Task prompt: Pull out every line containing the string "page".

Collected material:
□ □ □ □ □
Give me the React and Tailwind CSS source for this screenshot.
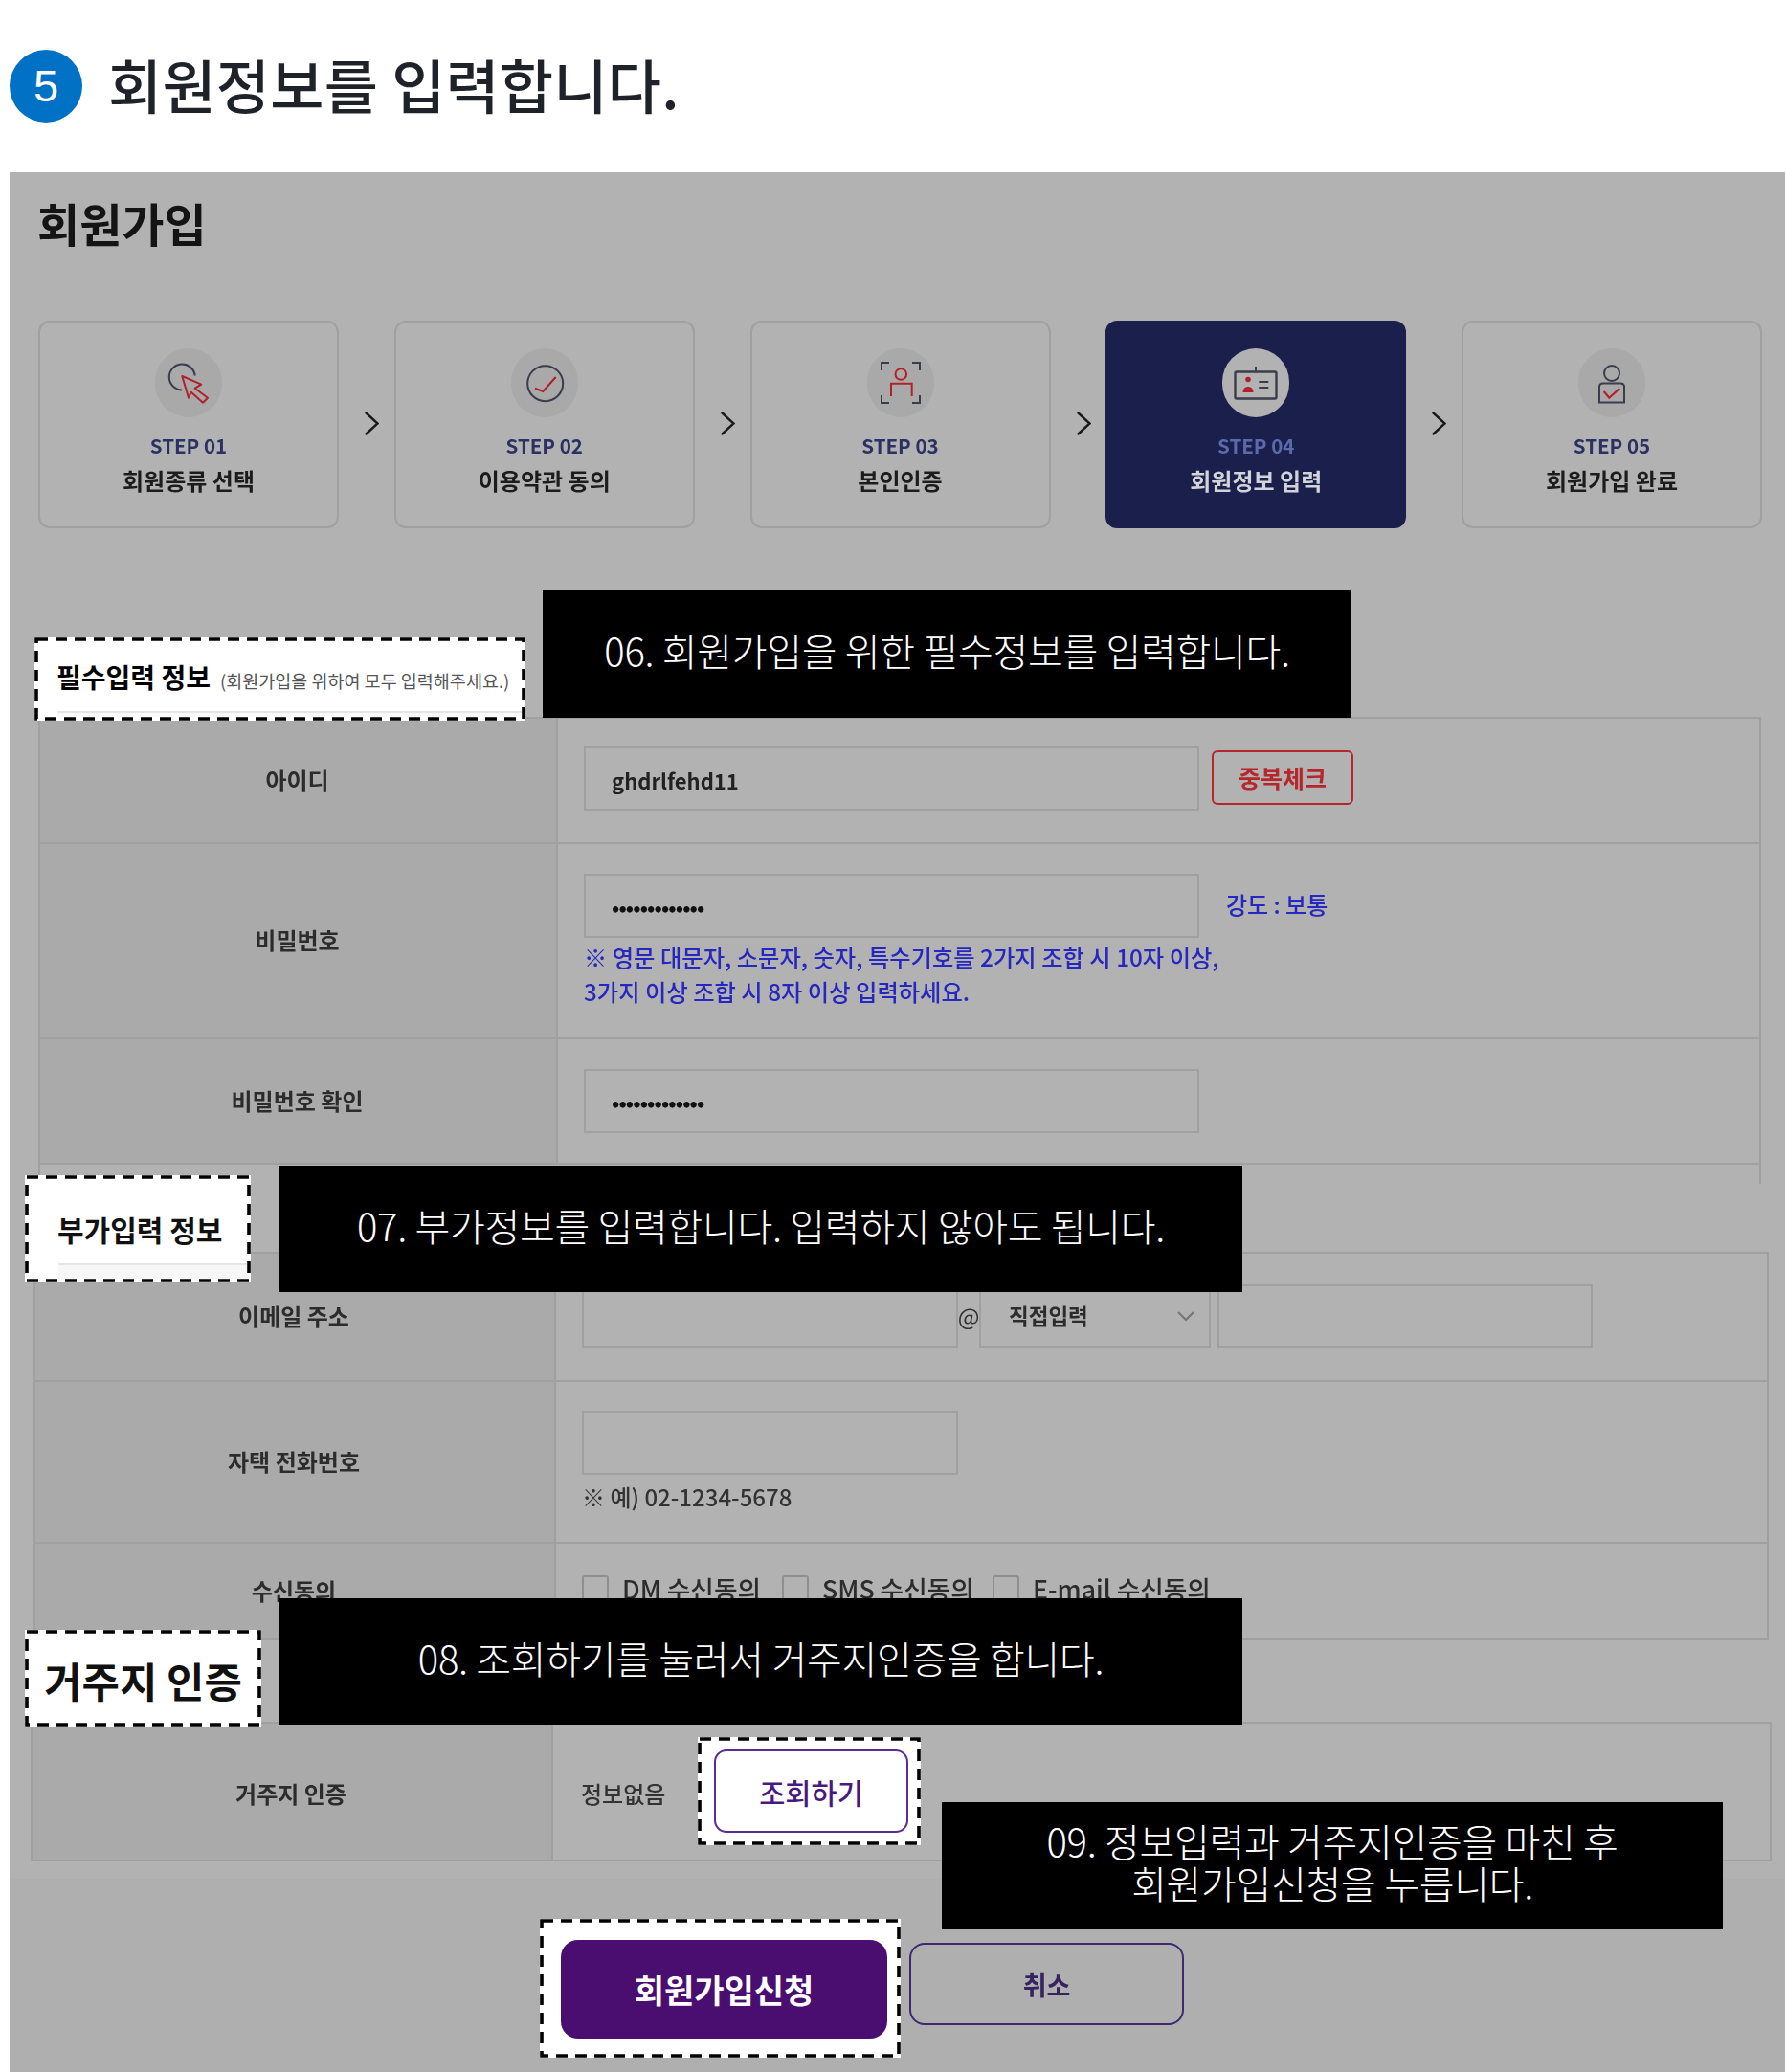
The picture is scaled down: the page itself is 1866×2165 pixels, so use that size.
import React from "react";

const FONT = "font-['Noto_Sans_CJK_KR','Noto_Sans',sans-serif]";

function Chevron() {
  return (
    <svg width="15" height="25" viewBox="0 0 15 25" fill="none" stroke="#1a1a1a" strokeWidth="2.4" strokeLinecap="round">
      <path d="M1.5 1.5 L13.5 12.5 L1.5 23.5" />
    </svg>
  );
}

const DARK = "#3a3d4c";
const RED = "#b3202a";

function Icon({ n }) {
  return (
    <svg width="70" height="72" viewBox="0 0 70 72" fill="none" strokeWidth="2">
      {n === 1 && (
        <>
          <path d="M28 43.5 A13.5 13.5 0 1 1 41.7 28.5" stroke={DARK} />
          <path d="M28.3 29 L48.3 37.7 L41.7 41.7 L55 51.7 L50 56.7 L37.7 45.7 L35 51.7 Z" stroke={RED} strokeLinejoin="round" />
        </>
      )}
      {n === 2 && (
        <>
          <circle cx="35.7" cy="36.7" r="18.5" stroke={DARK} />
          <path d="M25 41.7 L33.3 45 L46.7 30" stroke={RED} />
        </>
      )}
      {n === 3 && (
        <>
          <path d="M15 23 V15 H23 M47 15 H55 V23 M15 49 V57 H23 M47 57 H55 V49" stroke={DARK} />
          <circle cx="35.3" cy="27" r="5.8" stroke={RED} />
          <path d="M25 50 V36.7 H46.7 V50" stroke={RED} />
        </>
      )}
      {n === 4 && (
        <>
          <path d="M35 24 V19" stroke={DARK} />
          <rect x="13.5" y="24.5" width="43" height="28" rx="1.5" stroke={DARK} strokeWidth="2.4" />
          <circle cx="27" cy="32.5" r="2.8" fill={RED} stroke="none" />
          <path d="M21.5 46 C21.5 38 32.5 38 32.5 46 Z" fill={RED} stroke="none" />
          <path d="M38.3 35 H48.3 M38.3 41 H48.3" stroke={DARK} />
        </>
      )}
      {n === 5 && (
        <>
          <circle cx="35" cy="26" r="8" stroke={DARK} />
          <path d="M26 36.5 H44 Q48 36.5 48 40 V56.5 H22 V40 Q22 36.5 26 36.5 Z" stroke={DARK} />
          <path d="M26.7 45 L32.3 51.7 L43.3 41.7" stroke={RED} strokeWidth="2.2" />
        </>
      )}
    </svg>
  );
}

function Step({ n, title, active }) {
  return (
    <div
      className={
        "w-[314px] h-[217px] rounded-[12px] flex flex-col items-center " +
        (active ? "bg-[#1b1f4b]" : "border-2 border-[#a0a0a0]")
      }
    >
      <div
        className={
          "w-[70px] h-[72px] rounded-full flex items-center justify-center " +
          (active ? "mt-[29px] bg-[#b2b2b2]" : "mt-[27px] bg-[#a9a9a9]")
        }
      >
        <Icon n={n} />
      </div>
      <div
        className={
          "mt-[15px] leading-[28px] text-[20.5px] font-bold " +
          (active ? "text-[#5a6bab]" : "text-[#2a3263]")
        }
      >
        STEP 0{n}
      </div>
      <div
        className={
          "mt-[6px] leading-[34px] text-[24px] font-bold " +
          (active ? "text-[#d2d3d8]" : "text-[#1c1c1c]")
        }
      >
        {title}
      </div>
    </div>
  );
}

function Sep() {
  return (
    <div className="w-[57.75px] pl-[27px] pb-[2px] flex items-center">
      <Chevron />
    </div>
  );
}

function Label({ className, children }) {
  return (
    <div className={"shrink-0 h-full bg-[#aaaaaa] border-r-2 border-[#a0a0a0] flex items-center justify-center pb-[2px] pr-[2px] text-[24px] font-bold text-[#2c2c2c] " + className}>
      {children}
    </div>
  );
}

function Field({ className, children }) {
  return (
    <div className={"border-2 border-[#a0a0a0] flex items-center shrink-0 " + className}>{children}</div>
  );
}

const Dots = () => (
  <span className="pl-[27px] text-[22px] leading-none tracking-[-0.9px] text-[#111] font-bold">•••••••••••••</span>
);

function Dashed({ className, w, h, children }) {
  return (
    <div className={"absolute bg-white " + className}>
      <svg className="absolute left-0 top-0" width={w} height={h} fill="none">
        <rect x="2" y="2" width={w - 4} height={h - 4} stroke="#000" strokeWidth="3.6" strokeDasharray="12 8" />
      </svg>
      {children}
    </div>
  );
}

function Note({ className, children }) {
  return (
    <div className={"absolute bg-black text-white text-center flex flex-col justify-center pb-[9px] text-[40px] leading-[44px] font-light tracking-[-0.3px] " + className}>
      {children}
    </div>
  );
}

function Check({ children, className }) {
  return (
    <div className={"flex items-center " + className}>
      <span className="w-[28px] h-[30px] rounded-[3px] border-2 border-[#8f8f8f] shrink-0" />
      <span className="ml-[14px] mb-[2px] text-[26.7px] leading-[28px] text-[#2c2c2c] font-medium">{children}</span>
    </div>
  );
}

export default function App() {
  return (
    <div className={"relative w-[1866px] h-[2165px] bg-white overflow-hidden " + FONT}>
      {/* Heading */}
      <div className="h-[180px] pl-[10px] flex items-center">
        <div className="w-[76px] h-[76px] rounded-full bg-[#0071c5] text-white flex items-center justify-center text-[47px] font-['Liberation_Sans',sans-serif]">
          5
        </div>
        <h1 className="ml-[27px] mb-[4px] text-[61px] leading-[76px] font-medium tracking-[0.3px] text-[#1f2329]">회원정보를 입력합니다.</h1>
      </div>

      {/* Dimmed page */}
      <div className="ml-[10px] w-[1855px] h-[1985px] bg-[#b2b2b2] flex flex-col blur-[0.5px]">
        <div className="h-[155px] pl-[29px] pt-[27px] text-[48px] leading-[50px] font-bold text-[#141414]">회원가입</div>

        <div className="flex ml-[30px]">
          <Step n={1} title="회원종류 선택" />
          <Sep />
          <Step n={2} title="이용약관 동의" />
          <Sep />
          <Step n={3} title="본인인증" />
          <Sep />
          <Step n={4} title="회원정보 입력" active />
          <Sep />
          <Step n={5} title="회원가입 완료" />
        </div>

        {/* Required */}
        <div className="mt-[197px] ml-[30px] w-[1800px] border-t-2 border-x-2 border-[#a0a0a0]">
          <div className="flex h-[131px] border-b-2 border-[#a0a0a0]">
            <Label className="w-[541px]">아이디</Label>
            <div className="pl-[27px] pt-[29px] flex items-start">
              <Field className="w-[643px] h-[67px]">
                <span className="pl-[27px] pt-[3px] text-[22px] font-bold text-[#222]">ghdrlfehd11</span>
              </Field>
              <div className="ml-[13px] mt-[4px] w-[148px] h-[57px] rounded-[6px] border-2 border-[#b5262d] flex items-center justify-center text-[25px] font-bold text-[#b5262d]">
                중복체크
              </div>
            </div>
          </div>
          <div className="flex h-[204px] border-b-2 border-[#a0a0a0]">
            <Label className="w-[541px]">비밀번호</Label>
            <div className="pl-[27px] pt-[31px] flex flex-col">
              <div className="flex items-center">
                <Field className="w-[643px] h-[67px]">
                  <Dots />
                </Field>
                <span className="ml-[28px] mb-[4px] text-[24px] font-medium text-[#2626c0]">강도 : 보통</span>
              </div>
              <div className="mt-[2px] text-[24.3px] leading-[36px] font-medium text-[#2626c0]">
                <div>※ 영문 대문자, 소문자, 숫자, 특수기호를 2가지 조합 시 10자 이상,</div>
                <div>3가지 이상 조합 시 8자 이상 입력하세요.</div>
              </div>
            </div>
          </div>
          <div className="flex h-[131px] border-b-2 border-[#a0a0a0]">
            <Label className="w-[541px]">비밀번호 확인</Label>
            <div className="pl-[27px] pt-[31px]">
              <Field className="w-[643px] h-[67px]">
                <Dots />
              </Field>
            </div>
          </div>
          <div className="h-[20px]" />
        </div>

        {/* Optional */}
        <div className="mt-[71px] ml-[25px] w-[1813px] border-t-2 border-x-2 border-[#a0a0a0]">
          <div className="flex h-[134px] border-b-2 border-[#a0a0a0]">
            <Label className="w-[544px]">이메일 주소</Label>
            <div className="pl-[27px] pt-[32px] flex items-start">
              <Field className="w-[393px] h-[66px]" />
              <span className="w-[22px] h-[66px] flex items-center justify-center text-[24px] text-[#333]">@</span>
              <Field className="w-[242px] h-[66px] justify-between pl-[29px] pr-[14px]">
                <span className="text-[22.5px] font-bold text-[#2c2c2c]">직접입력</span>
                <svg width="20" height="12" viewBox="0 0 20 12" fill="none" stroke="#757575" strokeWidth="2">
                  <path d="M2 2 L10 10 L18 2" />
                </svg>
              </Field>
              <Field className="ml-[7px] w-[392px] h-[66px]" />
            </div>
          </div>
          <div className="flex h-[169px] border-b-2 border-[#a0a0a0]">
            <Label className="w-[544px]">자택 전화번호</Label>
            <div className="pl-[27px] pt-[30px]">
              <Field className="w-[393px] h-[67px]" />
              <div className="mt-[6px] text-[24px] leading-[34px] text-[#333] font-medium">※ 예) 02-1234-5678</div>
            </div>
          </div>
          <div className="flex h-[101px] border-b-2 border-[#a0a0a0]">
            <Label className="w-[544px]">수신동의</Label>
            <div className="pl-[27px] pt-[33px] flex items-start">
              <Check className="w-[209px]">DM 수신동의</Check>
              <Check className="w-[220px]">SMS 수신동의</Check>
              <Check>E-mail 수신동의</Check>
            </div>
          </div>
        </div>

        {/* Residence */}
        <div className="mt-[85px] ml-[22px] w-[1819px] border-t-2 border-x-2 border-[#a0a0a0]">
          <div className="flex h-[144px] border-b-2 border-[#a0a0a0]">
            <Label className="w-[544px]">
              <span className="mt-[5px]">거주지 인증</span>
            </Label>
            <div className="pl-[29px] pt-[3px] flex items-center text-[24px] font-medium text-[#333]">정보없음</div>
          </div>
        </div>

        <div className="mt-[18px] flex-1 bg-[#afafaf] pt-[67px] pl-[940px]">
          <div className="w-[287px] h-[86px] rounded-[16px] border-2 border-[#3c2a6e] flex items-center justify-center pt-[2px] text-[27px] font-bold text-[#36245f]">
            취소
          </div>
        </div>
      </div>

      {/* Highlighted excerpts */}
      <Dashed className="left-[36px] top-[666px] w-[513px] h-[87px]" w={513} h={87}>
        <div className="absolute left-[24px] top-[77px] w-[485px] h-[6px] bg-[#fafafa] border-t-2 border-[#e6e6e6]" />
        <div className="absolute left-[23px] top-[21px] flex items-baseline leading-[40px]">
          <span className="text-[28px] font-bold text-black">필수입력 정보</span>
          <span className="ml-[10px] text-[18.5px] text-[#555]">(회원가입을 위하여 모두 입력해주세요.)</span>
        </div>
      </Dashed>
      <Dashed className="left-[26px] top-[1228px] w-[236px] h-[112px]" w={236} h={112}>
        <div className="absolute left-[35px] top-[92px] w-[197px] h-[16px] bg-[#f7f7f7] border-t-2 border-[#e6e6e6]" />
        <div className="absolute left-[34px] top-[35px] text-[30px] leading-[42px] font-bold text-[#111]">부가입력 정보</div>
      </Dashed>
      <Dashed className="left-[26px] top-[1703px] w-[247px] h-[101px] flex items-center justify-center" w={247} h={101}>
        <span className="relative mt-[2px] text-[42.8px] leading-[50px] font-bold text-[#111]">거주지 인증</span>
      </Dashed>
      <Dashed className="left-[729px] top-[1815px] w-[233px] h-[113px]" w={233} h={113}>
        <div className="absolute left-[17px] top-[13px] w-[203px] h-[87px] rounded-[13px] border-2 border-[#5b2d91] flex items-center justify-center pt-[2px] text-[29.5px] font-medium text-[#481a80]">
          조회하기
        </div>
      </Dashed>
      <Dashed className="left-[564px] top-[2005px] w-[377px] h-[145px]" w={377} h={145}>
        <div className="absolute left-[22px] top-[22px] w-[341px] h-[103px] rounded-[18px] bg-[#4a0e70] flex items-center justify-center text-[34px] font-bold text-white">
          회원가입신청
        </div>
      </Dashed>

      <Note className="left-[567px] top-[617px] w-[845px] h-[133px]">06. 회원가입을 위한 필수정보를 입력합니다.</Note>
      <Note className="left-[292px] top-[1218px] w-[1006px] h-[132px]">07. 부가정보를 입력합니다. 입력하지 않아도 됩니다.</Note>
      <Note className="left-[292px] top-[1670px] w-[1006px] h-[132px]">08. 조회하기를 눌러서 거주지인증을 합니다.</Note>
      <Note className="left-[984px] top-[1883px] w-[816px] h-[133px]">
        <div>09. 정보입력과 거주지인증을 마친 후</div>
        <div>회원가입신청을 누릅니다.</div>
      </Note>
    </div>
  );
}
□ □ □ □ □
Response to this exercise:
The picture is scaled down: the page itself is 1866×2165 pixels, so use that size.
      {/* Dimmed page */}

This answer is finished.